Brian Friel has also written versions of Chekhov's Three Sisters and most recently, Uncle Vanya, and it could be argued that with Aristocrats (1979) he has written his own Russian play, albeit in an Irish setting. In 1986, Friel adapted Turgenev's finest novel, Fathers and Sons, for the stage. Five years later, in 1991, his version of A Month in the Country opened at The Gate. It is still a Russian play but with Irish modifications - a reference to Stendhal becomes Sterne - and that all-important Irish idiom which makes the dialogue flow so fluently.

Asked by me in 1991 why he chose to re-work an existing play, Friel replied, "I find the process - the exercise - of translating, both interesting and satisfying. Because you are presented with a complete fiction - given characters, given situations, given resolutions. Your `creative' responsibilities are circumscribed. You may present the characters with situations not in the original text, but if you do, these characters must still be subject to Turgenev's psychological imperatives."

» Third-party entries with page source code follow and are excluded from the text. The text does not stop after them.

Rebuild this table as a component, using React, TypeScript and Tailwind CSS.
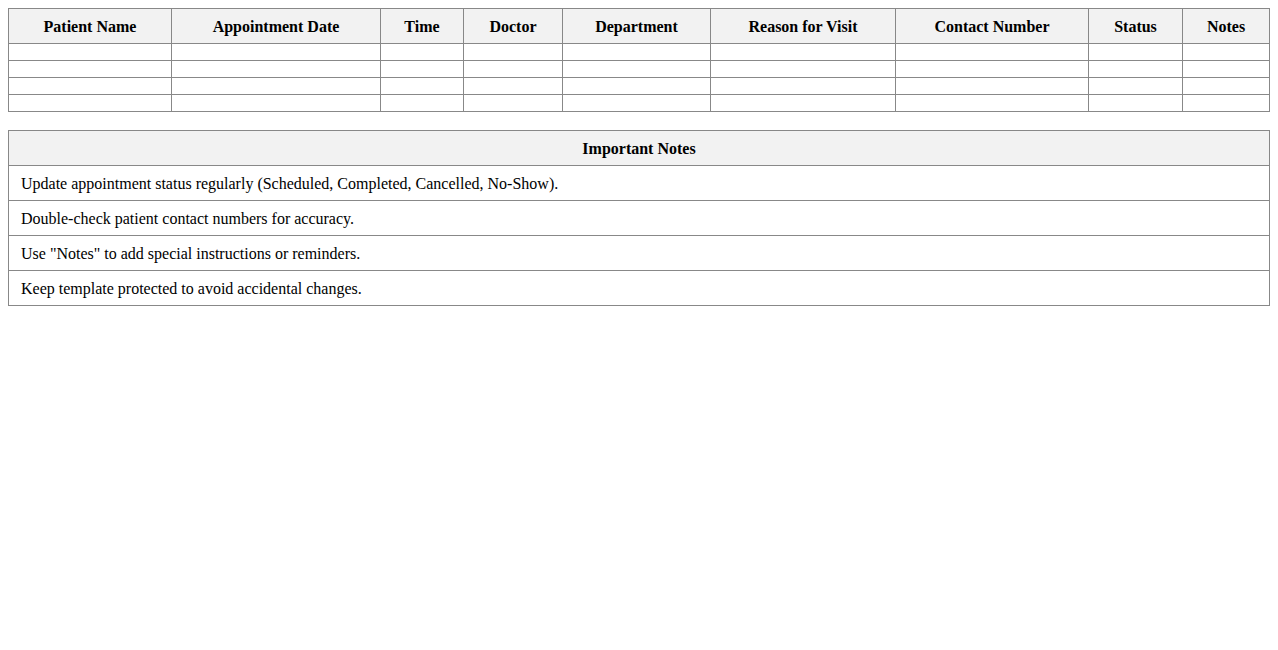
const columns = [
  { label: "Patient Name", w: "w-[163px]" },
  { label: "Appointment Date", w: "w-[209px]" },
  { label: "Time", w: "w-[83px]" },
  { label: "Doctor", w: "w-[99px]" },
  { label: "Department", w: "w-[148px]" },
  { label: "Reason for Visit", w: "w-[185px]" },
  { label: "Contact Number", w: "w-[193px]" },
  { label: "Status", w: "w-[94px]" },
  { label: "Notes", w: "w-[87px]" },
];

const notes = [
  "Update appointment status regularly (Scheduled, Completed, Cancelled, No-Show).",
  "Double-check patient contact numbers for accuracy.",
  'Use "Notes" to add special instructions or reminders.',
  "Keep template protected to avoid accidental changes.",
];

export default function App() {
  return (
    <div className="min-h-screen bg-white p-2 font-['Liberation_Serif','Times_New_Roman',serif] text-base text-black">
      <table className="w-full table-fixed border-collapse">
        <colgroup>
          {columns.map((c) => (
            <col key={c.label} className={c.w} />
          ))}
        </colgroup>
        <thead>
          <tr>
            {columns.map((c) => (
              <th
                key={c.label}
                className="border border-[#888] bg-[#f2f2f2] px-2 pt-[9px] pb-[7px] text-center font-bold leading-[18px]"
              >
                {c.label}
              </th>
            ))}
          </tr>
        </thead>
        <tbody>
          {[0, 1, 2, 3].map((r) => (
            <tr key={r}>
              {columns.map((c) => (
                <td key={c.label} className="h-[17px] border border-[#888] p-2" />
              ))}
            </tr>
          ))}
        </tbody>
      </table>

      <table className="mt-[18px] w-full border-collapse">
        <thead>
          <tr>
            <th className="border border-[#888] bg-[#f2f2f2] px-3 pt-[9px] pb-[7px] text-center font-bold leading-[18px]">
              Important Notes
            </th>
          </tr>
        </thead>
        <tbody>
          {notes.map((n) => (
            <tr key={n}>
              <td className="border border-[#888] px-3 pt-[9px] pb-[7px] text-left leading-[18px]">{n}</td>
            </tr>
          ))}
        </tbody>
      </table>
    </div>
  );
}
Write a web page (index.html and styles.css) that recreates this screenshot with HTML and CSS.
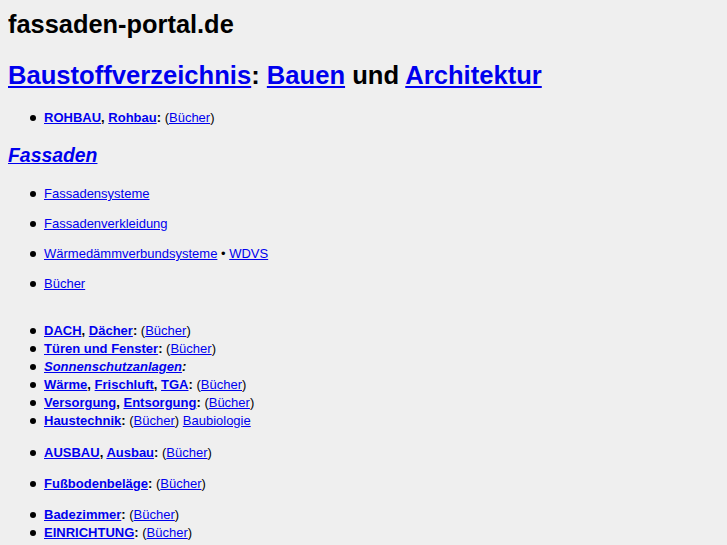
FILE: index.html
```html
<!DOCTYPE html>
<html lang="de">
<head>
<meta charset="utf-8">
<title>fassaden-portal.de</title>
<link rel="stylesheet" href="styles.css">
</head>
<body>
<div class="site">fassaden-portal.de</div>
<h1 class="title"><a href="#">Baustoffverzeichnis</a>: <a href="#">Bauen</a> und <a href="#">Architektur</a></h1>
<ul class="list first">
  <li><b><a href="#">ROHBAU</a>, <a href="#">Rohbau</a>:</b> (<a href="#">Bücher</a>)</li>
</ul>
<h2 class="sub"><a href="#">Fassaden</a></h2>
<ul class="list spaced">
  <li><a href="#">Fassadensysteme</a></li>
  <li><a href="#">Fassadenverkleidung</a></li>
  <li><a href="#">Wärmedämmverbundsysteme</a> • <a href="#">WDVS</a></li>
  <li><a href="#">Bücher</a></li>
</ul>
<ul class="list dach">
  <li><b><a href="#">DACH</a>, <a href="#">Dächer</a>:</b> (<a href="#">Bücher</a>)</li>
  <li><b><a href="#">Türen und Fenster</a>:</b> (<a href="#">Bücher</a>)</li>
  <li><b><i><a href="#">Sonnenschutzanlagen</a>:</i></b></li>
  <li><b><a href="#">Wärme</a>, <a href="#">Frischluft</a>, <a href="#">TGA</a>:</b> (<a href="#">Bücher</a>)</li>
  <li><b><a href="#">Versorgung</a>, <a href="#">Entsorgung</a>:</b> (<a href="#">Bücher</a>)</li>
  <li><b><a href="#">Haustechnik</a>:</b> (<a href="#">Bücher</a>) <a href="#">Baubiologie</a></li>
</ul>
<ul class="list">
  <li><b><a href="#">AUSBAU</a>, <a href="#">Ausbau</a>:</b> (<a href="#">Bücher</a>)</li>
</ul>
<ul class="list">
  <li><b><a href="#">Fußbodenbeläge</a>:</b> (<a href="#">Bücher</a>)</li>
</ul>
<ul class="list">
  <li><b><a href="#">Badezimmer</a>:</b> (<a href="#">Bücher</a>)</li>
  <li><b><a href="#">EINRICHTUNG</a>:</b> (<a href="#">Bücher</a>)</li>
  <li class="pale"><b><a href="#">Gartengestaltung</a>, <a href="#">Gartenbau</a>:</b> (<a href="#">Bücher</a>)</li>
</ul>
</body>
</html>
```

FILE: styles.css
```css
html {
  background: #efefef;
}
body {
  margin: 8px;
  font-family: "Liberation Sans", Arial, sans-serif;
  color: #000;
  background: #efefef;
}
a {
  color: #0000ee;
}
.site {
  font-size: 25.4px;
  font-weight: bold;
  line-height: 32px;
  margin: 0;
}
.title {
  font-size: 25.6px;
  font-weight: bold;
  line-height: 32px;
  margin: 19px 0 0 0;
}
.list {
  font-size: 13px;
  line-height: 18px;
  margin: 13px 0;
  padding-left: 36px;
  list-style: none;
}
.list li {
  position: relative;
}
.list li::before {
  content: "";
  position: absolute;
  left: -14px;
  top: 6px;
  width: 6px;
  height: 6px;
  border-radius: 50%;
  background: #000;
}
.first {
  margin-top: 18px;
  margin-bottom: 16px;
}
.sub {
  font-size: 19.4px;
  font-style: italic;
  font-weight: bold;
  line-height: 24px;
  margin: 0;
}
.spaced {
  margin-top: 18px;
  margin-bottom: 29px;
}
.spaced li {
  margin-bottom: 12px;
}
.spaced li:last-child {
  margin-bottom: 0;
}
.dach {
  margin-bottom: 14px;
}
.pale,
.pale a {
  color: #eeee99;
}
.list li.pale::before {
  background: #eeee99;
}
```
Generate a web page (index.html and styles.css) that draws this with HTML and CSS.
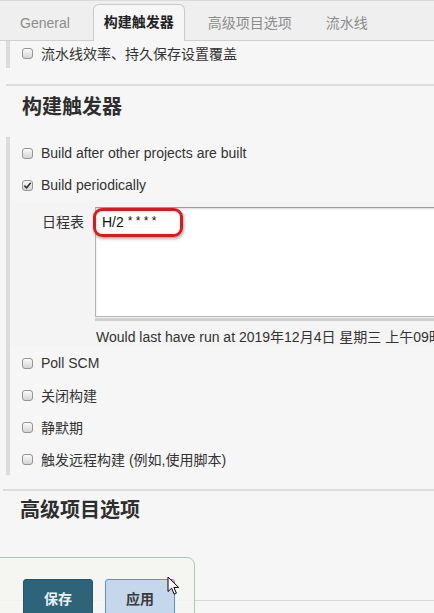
FILE: index.html
```html
<!DOCTYPE html>
<html lang="zh-CN">
<head>
    <meta charset="UTF-8">
    <title>构建触发器</title>
    <link rel="stylesheet" href="styles.css">
</head>
<body>
<div class="tabs">
    <span class="tab">General</span>
    <span class="tab active">构建触发器</span>
    <span class="tab">高级项目选项</span>
    <span class="tab">流水线</span>
</div>

<div class="block block-top">
    <div class="row short"><span class="cb"></span>流水线效率、持久保存设置覆盖</div>
</div>

<div class="sep"></div>
<h2>构建触发器</h2>

<div class="block">
    <div class="row"><span class="cb"></span>Build after other projects are built</div>
    <div class="row"><span class="cb on"><svg viewBox="0 0 10 10" width="9" height="9"><path d="M1.5 5.2 L4 7.6 L8.6 2" fill="none" stroke="#333" stroke-width="1.8"/></svg></span>Build periodically</div>
    <div class="sched">
        <label class="sched-label">日程表</label>
        <div class="sched-field">
            <div class="textarea">H/2 <span class="stars">* * * *</span></div>
            <div class="resize-bar"></div>
            <div class="hint">Would last have run at 2019年12月4日 星期三 上午09时02分41秒 CST; would next run at 2019年12月4日 星期三 上午11时02分41秒 CST.</div>
        </div>
        <div class="mark"></div>
    </div>
    <div class="row"><span class="cb"></span>Poll SCM</div>
    <div class="row"><span class="cb"></span>关闭构建</div>
    <div class="row"><span class="cb"></span>静默期</div>
    <div class="row"><span class="cb"></span>触发远程构建 (例如,使用脚本)</div>
</div>

<div class="sep sep-wide"></div>
<h2 class="h2-adv">高级项目选项</h2>

<div class="bottom-line"></div>

<div class="bottom-bar">
    <button class="btn btn-save">保存</button>
    <button class="btn btn-apply">应用</button>
</div>

<svg class="cursor" viewBox="0 0 13 20" width="13" height="20">
    <path d="M1 1 L1 15.5 L4.6 12.2 L7.2 18.2 L9.4 17.2 L6.9 11.4 L11.6 11.4 Z" fill="#fff" stroke="#000" stroke-width="1" stroke-linejoin="round"/>
</svg>
</body>
</html>
```

FILE: styles.css
```css
body { margin: 0; font-family: 'Liberation Sans', 'Noto Sans CJK SC', sans-serif; font-size: 14px; color: #333; background: #f6f6f6; overflow: hidden; height: 613px; position: relative; }

.tabs { display: flex; align-items: flex-end; gap: 12px; padding-left: 9px; background: #efefef; border-top: 1px solid #dadada; border-bottom: 1px solid #cfcfcf; box-sizing: border-box; height: 41px; }
.tab { height: 35px; line-height: 35px; padding: 0 10px; border: 1px solid transparent; border-bottom: none; color: #8c8c8c; margin-bottom: -1px; }
.tab.active { background: #f6f6f6; border-color: #c9c9c9; border-radius: 6px 6px 0 0; color: #222; font-weight: bold; height: 36px; }

.block { margin-left: 6px; border-left: 4px solid #dcdcdc; }
.block-top { padding-bottom: 3px; }
.row { display: flex; align-items: center; height: 32px; padding-left: 12px; }
.row.short { height: 24px; }

.cb { width: 11px; height: 11px; box-sizing: border-box; border: 1px solid #959595; border-radius: 3px; background: linear-gradient(#fafafa, #d4d4d4); margin-right: 8px; display: flex; align-items: center; justify-content: center; }

.sep { height: 2px; background: #dcdcdc; margin: 16px 0 0 6px; }
.sep-wide { margin: 14px 0 0 3px; }
h2 { margin: 8px 0 17px 0; padding-left: 22px; font-size: 20px; line-height: 26px; color: #2e2e2e; }
.h2-adv { margin-top: 6px; padding-left: 20px; }

.sched { position: relative; display: flex; padding: 6px 0 1px 0; background: #f4f4f4; }
.sched-label { width: 74px; flex: none; text-align: right; padding-right: 11px; padding-top: 6px; line-height: 18px; }
.sched-field { flex: none; width: 420px; }
.textarea { height: 110px; box-sizing: border-box; background: #fff; border: 1px solid #b4b4b4; border-top-color: #9c9c9c; box-shadow: inset 0 1px 2px rgba(0,0,0,0.15); padding: 5px 6px; line-height: 18px; color: #111; }
.stars { font-size: 12px; position: relative; top: -2px; }
.resize-bar { height: 3px; background: #cfcfcf; margin-top: 1px; }
.hint { white-space: nowrap; margin-top: 7px; line-height: 18px; padding-left: 1px; }
.mark { position: absolute; left: 83px; top: 7px; width: 90px; height: 29px; box-sizing: border-box; border: 3px solid #e2151b; border-radius: 9px; box-shadow: 1px 2px 3px rgba(0,0,0,0.3); }

.bottom-line { position: absolute; left: 0; right: 0; top: 600px; height: 1px; background: #d8d8d8; }
.bottom-bar { position: absolute; left: -10px; top: 557px; width: 205px; height: 80px; box-sizing: border-box; border: 1px solid #aac9bb; border-radius: 0 8px 0 0; background: rgba(245,245,240,0.85); padding: 21px 0 0 32px; display: flex; gap: 12px; align-items: flex-start; }
.btn { width: 70px; height: 40px; border-radius: 3px; font-family: inherit; font-size: 14px; font-weight: bold; padding: 0 0 2px 0; }
.btn-save { background: #2e6479; border: 1px solid #24566a; color: #e9f1f4; }
.btn-apply { background: #c4d7eb; border: 1px solid #5b8fd6; color: #3a3a3a; }

.cursor { position: absolute; left: 167px; top: 576px; }
```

They are - but Friel does open the play out. Attenborough makes no attempt to create a Russian atmosphere. "But there is a strong sense of the contrasts between outside, with the fresh air, the energy and the inside which is claustrophobic, tense, inert." The RSC production is set in period, but most of the English cast adopt Irish accents. "I've made no attempt to make it Irish," Attenborough says, yet he did want most of them to have the almost non-accent of the mid-19th-century southern Irish aristocrat. Whereas most of the characters are soft, Shpigelsky, the tough realist, whose tone is harsher, more cynically knowing, has an Ulster accent.

"Friel is very true to his voice - the sound inside his head is Irish," Attenborough says. "For me, in this play, in all plays, exploring personality is so much richer than depicting national traits."